> [Exercise]
Transcribe the listing verbatim. Do not carry over any pictures.

> [Source excerpt]
──────

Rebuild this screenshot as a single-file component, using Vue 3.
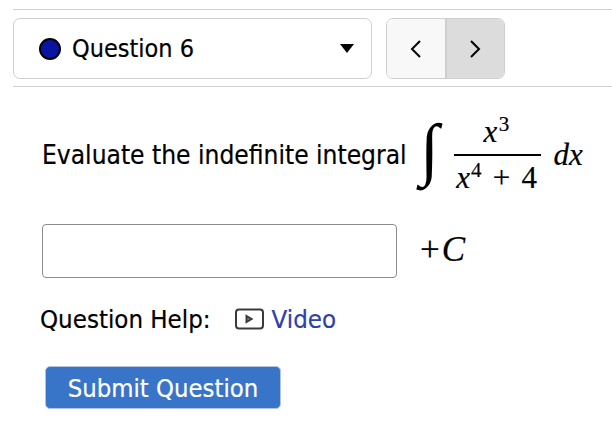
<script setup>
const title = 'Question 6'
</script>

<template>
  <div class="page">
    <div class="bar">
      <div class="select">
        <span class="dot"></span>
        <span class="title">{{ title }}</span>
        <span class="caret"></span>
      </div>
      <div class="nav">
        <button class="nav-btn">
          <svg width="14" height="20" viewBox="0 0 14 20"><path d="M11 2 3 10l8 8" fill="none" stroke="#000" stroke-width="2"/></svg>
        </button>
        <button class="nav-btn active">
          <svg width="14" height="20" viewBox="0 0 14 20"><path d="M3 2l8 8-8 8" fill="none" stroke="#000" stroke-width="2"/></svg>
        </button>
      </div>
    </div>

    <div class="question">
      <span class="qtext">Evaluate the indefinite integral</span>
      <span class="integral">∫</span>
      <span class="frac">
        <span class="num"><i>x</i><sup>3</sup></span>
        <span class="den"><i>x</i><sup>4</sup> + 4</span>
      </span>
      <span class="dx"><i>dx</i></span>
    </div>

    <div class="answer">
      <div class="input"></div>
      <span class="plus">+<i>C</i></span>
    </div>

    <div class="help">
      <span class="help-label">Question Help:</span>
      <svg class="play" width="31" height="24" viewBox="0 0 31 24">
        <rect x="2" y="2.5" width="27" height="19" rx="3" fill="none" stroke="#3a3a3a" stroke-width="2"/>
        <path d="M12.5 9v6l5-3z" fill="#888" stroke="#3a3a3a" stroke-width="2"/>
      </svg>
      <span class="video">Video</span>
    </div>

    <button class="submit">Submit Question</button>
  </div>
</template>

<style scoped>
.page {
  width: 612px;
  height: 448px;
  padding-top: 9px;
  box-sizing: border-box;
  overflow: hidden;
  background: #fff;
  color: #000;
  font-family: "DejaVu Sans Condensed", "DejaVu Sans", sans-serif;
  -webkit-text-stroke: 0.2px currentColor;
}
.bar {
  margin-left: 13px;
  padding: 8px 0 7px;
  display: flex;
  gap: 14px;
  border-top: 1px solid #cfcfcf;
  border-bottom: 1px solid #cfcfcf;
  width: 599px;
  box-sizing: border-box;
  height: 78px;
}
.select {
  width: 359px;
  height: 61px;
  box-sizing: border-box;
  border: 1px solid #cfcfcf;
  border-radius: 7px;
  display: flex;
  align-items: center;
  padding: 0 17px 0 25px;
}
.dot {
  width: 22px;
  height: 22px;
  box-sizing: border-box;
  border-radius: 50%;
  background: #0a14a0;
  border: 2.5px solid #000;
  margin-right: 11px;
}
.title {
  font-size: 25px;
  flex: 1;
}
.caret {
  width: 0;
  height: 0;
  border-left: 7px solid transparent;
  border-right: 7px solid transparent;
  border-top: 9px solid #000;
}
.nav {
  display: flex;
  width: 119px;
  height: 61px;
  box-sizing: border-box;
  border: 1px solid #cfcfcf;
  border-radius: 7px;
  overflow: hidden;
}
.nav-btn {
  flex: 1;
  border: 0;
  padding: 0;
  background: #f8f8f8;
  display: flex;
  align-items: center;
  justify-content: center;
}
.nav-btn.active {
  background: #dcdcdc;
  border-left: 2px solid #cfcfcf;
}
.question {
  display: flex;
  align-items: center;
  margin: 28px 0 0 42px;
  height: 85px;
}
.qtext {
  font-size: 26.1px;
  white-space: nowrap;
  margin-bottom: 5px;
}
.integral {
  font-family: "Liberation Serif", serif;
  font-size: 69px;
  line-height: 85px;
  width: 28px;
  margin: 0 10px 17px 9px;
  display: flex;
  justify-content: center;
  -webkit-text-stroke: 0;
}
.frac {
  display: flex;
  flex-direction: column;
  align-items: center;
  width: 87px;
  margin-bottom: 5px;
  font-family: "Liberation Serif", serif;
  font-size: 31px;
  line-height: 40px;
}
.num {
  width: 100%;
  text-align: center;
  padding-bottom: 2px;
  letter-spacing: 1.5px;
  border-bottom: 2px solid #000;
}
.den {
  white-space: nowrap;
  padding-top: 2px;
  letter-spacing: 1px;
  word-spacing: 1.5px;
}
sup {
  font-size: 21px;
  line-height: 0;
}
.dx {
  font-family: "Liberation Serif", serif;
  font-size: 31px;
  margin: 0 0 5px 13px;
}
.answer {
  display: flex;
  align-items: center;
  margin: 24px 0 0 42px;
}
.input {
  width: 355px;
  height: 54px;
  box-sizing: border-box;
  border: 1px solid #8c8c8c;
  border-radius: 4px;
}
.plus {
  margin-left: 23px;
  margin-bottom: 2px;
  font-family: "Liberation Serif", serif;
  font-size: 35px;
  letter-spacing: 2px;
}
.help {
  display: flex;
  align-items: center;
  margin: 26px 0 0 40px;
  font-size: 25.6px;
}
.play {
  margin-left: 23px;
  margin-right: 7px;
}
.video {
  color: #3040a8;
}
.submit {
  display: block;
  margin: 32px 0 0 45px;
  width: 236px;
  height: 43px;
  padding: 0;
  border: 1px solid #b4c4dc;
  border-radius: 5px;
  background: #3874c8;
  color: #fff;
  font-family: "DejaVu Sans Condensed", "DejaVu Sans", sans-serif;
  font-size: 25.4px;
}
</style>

──────

> [Response to the exercise]
Rebuild this screenshot as a single-file component, using Vue 3.
<script setup>
const title = 'Question 6'
</script>

<template>
  <div class="page">
    <div class="bar">
      <div class="select">
        <span class="dot"></span>
        <span class="title">{{ title }}</span>
        <span class="caret"></span>
      </div>
      <div class="nav">
        <button class="nav-btn">
          <svg width="14" height="20" viewBox="0 0 14 20"><path d="M11 2 3 10l8 8" fill="none" stroke="#000" stroke-width="2"/></svg>
        </button>
        <button class="nav-btn active">
          <svg width="14" height="20" viewBox="0 0 14 20"><path d="M3 2l8 8-8 8" fill="none" stroke="#000" stroke-width="2"/></svg>
        </button>
      </div>
    </div>

    <div class="question">
      <span class="qtext">Evaluate the indefinite integral</span>
      <span class="integral">∫</span>
      <span class="frac">
        <span class="num"><i>x</i><sup>3</sup></span>
        <span class="den"><i>x</i><sup>4</sup> + 4</span>
      </span>
      <span class="dx"><i>dx</i></span>
    </div>

    <div class="answer">
      <div class="input"></div>
      <span class="plus">+<i>C</i></span>
    </div>

    <div class="help">
      <span class="help-label">Question Help:</span>
      <svg class="play" width="31" height="24" viewBox="0 0 31 24">
        <rect x="2" y="2.5" width="27" height="19" rx="3" fill="none" stroke="#3a3a3a" stroke-width="2"/>
        <path d="M12.5 9v6l5-3z" fill="#888" stroke="#3a3a3a" stroke-width="2"/>
      </svg>
      <span class="video">Video</span>
    </div>

    <button class="submit">Submit Question</button>
  </div>
</template>

<style scoped>
.page {
  width: 612px;
  height: 448px;
  padding-top: 9px;
  box-sizing: border-box;
  overflow: hidden;
  background: #fff;
  color: #000;
  font-family: "DejaVu Sans Condensed", "DejaVu Sans", sans-serif;
  -webkit-text-stroke: 0.2px currentColor;
}
.bar {
  margin-left: 13px;
  padding: 8px 0 7px;
  display: flex;
  gap: 14px;
  border-top: 1px solid #cfcfcf;
  border-bottom: 1px solid #cfcfcf;
  width: 599px;
  box-sizing: border-box;
  height: 78px;
}
.select {
  width: 359px;
  height: 61px;
  box-sizing: border-box;
  border: 1px solid #cfcfcf;
  border-radius: 7px;
  display: flex;
  align-items: center;
  padding: 0 17px 0 25px;
}
.dot {
  width: 22px;
  height: 22px;
  box-sizing: border-box;
  border-radius: 50%;
  background: #0a14a0;
  border: 2.5px solid #000;
  margin-right: 11px;
}
.title {
  font-size: 25px;
  flex: 1;
}
.caret {
  width: 0;
  height: 0;
  border-left: 7px solid transparent;
  border-right: 7px solid transparent;
  border-top: 9px solid #000;
}
.nav {
  display: flex;
  width: 119px;
  height: 61px;
  box-sizing: border-box;
  border: 1px solid #cfcfcf;
  border-radius: 7px;
  overflow: hidden;
}
.nav-btn {
  flex: 1;
  border: 0;
  padding: 0;
  background: #f8f8f8;
  display: flex;
  align-items: center;
  justify-content: center;
}
.nav-btn.active {
  background: #dcdcdc;
  border-left: 2px solid #cfcfcf;
}
.question {
  display: flex;
  align-items: center;
  margin: 28px 0 0 42px;
  height: 85px;
}
.qtext {
  font-size: 26.1px;
  white-space: nowrap;
  margin-bottom: 5px;
}
.integral {
  font-family: "Liberation Serif", serif;
  font-size: 69px;
  line-height: 85px;
  width: 28px;
  margin: 0 10px 17px 9px;
  display: flex;
  justify-content: center;
  -webkit-text-stroke: 0;
}
.frac {
  display: flex;
  flex-direction: column;
  align-items: center;
  width: 87px;
  margin-bottom: 5px;
  font-family: "Liberation Serif", serif;
  font-size: 31px;
  line-height: 40px;
}
.num {
  width: 100%;
  text-align: center;
  padding-bottom: 2px;
  letter-spacing: 1.5px;
  border-bottom: 2px solid #000;
}
.den {
  white-space: nowrap;
  padding-top: 2px;
  letter-spacing: 1px;
  word-spacing: 1.5px;
}
sup {
  font-size: 21px;
  line-height: 0;
}
.dx {
  font-family: "Liberation Serif", serif;
  font-size: 31px;
  margin: 0 0 5px 13px;
}
.answer {
  display: flex;
  align-items: center;
  margin: 24px 0 0 42px;
}
.input {
  width: 355px;
  height: 54px;
  box-sizing: border-box;
  border: 1px solid #8c8c8c;
  border-radius: 4px;
}
.plus {
  margin-left: 23px;
  margin-bottom: 2px;
  font-family: "Liberation Serif", serif;
  font-size: 35px;
  letter-spacing: 2px;
}
.help {
  display: flex;
  align-items: center;
  margin: 26px 0 0 40px;
  font-size: 25.6px;
}
.play {
  margin-left: 23px;
  margin-right: 7px;
}
.video {
  color: #3040a8;
}
.submit {
  display: block;
  margin: 32px 0 0 45px;
  width: 236px;
  height: 43px;
  padding: 0;
  border: 1px solid #b4c4dc;
  border-radius: 5px;
  background: #3874c8;
  color: #fff;
  font-family: "DejaVu Sans Condensed", "DejaVu Sans", sans-serif;
  font-size: 25.4px;
}
</style>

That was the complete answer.